Reading this in your email? For a better view of the blog, click here
Meet the “Fatigued Old Barn”
It was a frigid Vermont winter day when we first visited this old barn back in February of 2015. It was too cold, even for us seasoned Vermonters. With more than two feet of snow on the ground, I wished I had brought my snow shoes.
Here’s a glimpse of how the barn looked – on the left – when we first met.
The owner had called us to ask if we could dismantle this aging barn and restore it as a new Great Room, attached to their home. The barn, built originally in the 1850s, was indeed a perfect match for the house, a two story country home also built in the 1850s.
Original barn beside 1940s barn with wooden silo. House is in the back ground, on the right.
Dating the Barn
Judging from the 43 foot hand hewn beams, I concluded that the barn must have been built in the middle of the 19th century. Tall trees were still being hewn by hand into long square timbers. Shorter timbers, such as posts, were sawn at a local mill. During that time, sawmills could accurately saw up to 20 feet of timber, so the hand hewing guys were called in for the longer timbers. I often wonder if those guys – the “old school” timber framers – must have felt like horses when automobiles started to become more prevalent.
The Transformation Begins
Step 1: Dismantling
Once the snow melted, we traveled to Cavendish, Vermont to begin the careful process of dismantling the barn. The barn looked far more inviting during spring.
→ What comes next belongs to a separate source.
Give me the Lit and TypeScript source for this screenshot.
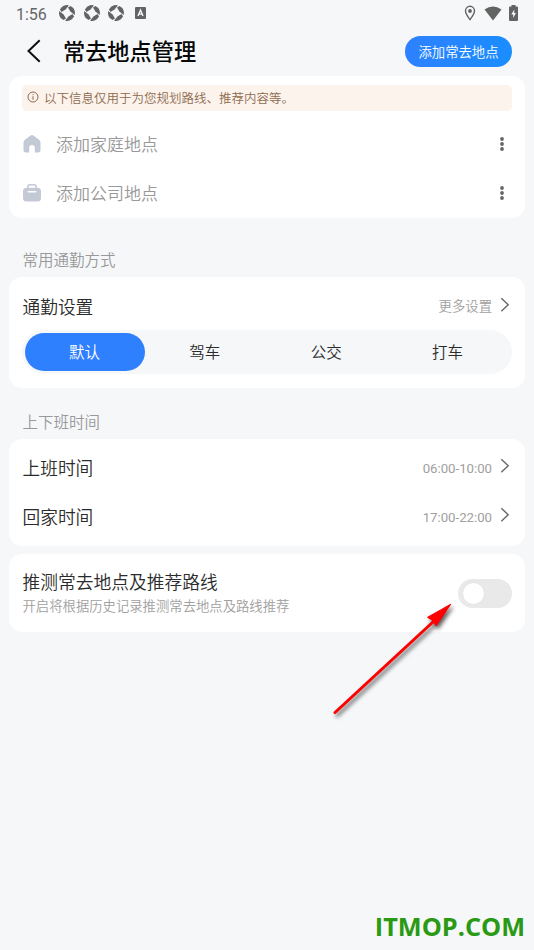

In three weeks, a team of six men dismantled the 30 x 43 foot barn and shipped it to the Green Mountain Timber Frames shop in Middletown Springs.
Barn being dismantled, starting from the top.
Step 2: Restoration at the Shop
Once at the shop, we carefully washed all the timbers. We then laid them out in their new configuration of 21 x 35 feet and did a lot of joinery work. Next we assembled the roof structure, de-nailed the roof boards, gave them a solid washing, made them straight again, and finally re-applied them to the roof rafters. We made sure everything was well labeled, and then shipped the restored frame back to the Cavendish house site.
You can see much of the process in the pictures below:
Laying out the restored hand hewn beams into the new design.
Roof rafters re-adjusted and fitted, waiting for original roof boards
Rafters with restored roof boards applied and then labeled
The Great Room is Born – in Two Days
Because we had done the restoration work at our shop, re-erecting the frame for the new Great Room was a pretty straightforward task that took only two days.
In weather that was a far cry from the snowdrifts of February, we reassembled the frame under hot August sun with a team of four men and a mighty Lull (lift machine).
Re-erecting the restored frame (the Lull is in orange)
Day One: Getting the Frame Up
During the first day, we spent about ten hours at the site. By day’s end we had most of the structure up, thanks to the help of the Lull and an experienced crew.
Frame is up by the end of day one with a few roof rafters
Day Two: Raising the Rafters
Day two was even more fun as we placed all the roof rafters – always an exciting part of a barn restoration project – and experienced the structure taking its final shape. After hundreds of hours of our labor, the refurbished frame went together like a Lincoln Log set. It’s gratifying each time to watch new life breathed into a formerly very distressed timbered, old barn.
Finished frame. The roof is protected by tar paper, ready for the next stage.
View from beneath the roof of the restored frame, with our friend the Lull behind.
The plans to complete this barn frame include a fireplace, large glass doors, a screened porch and a mudroom entryway. Truly it will become a GREAT room.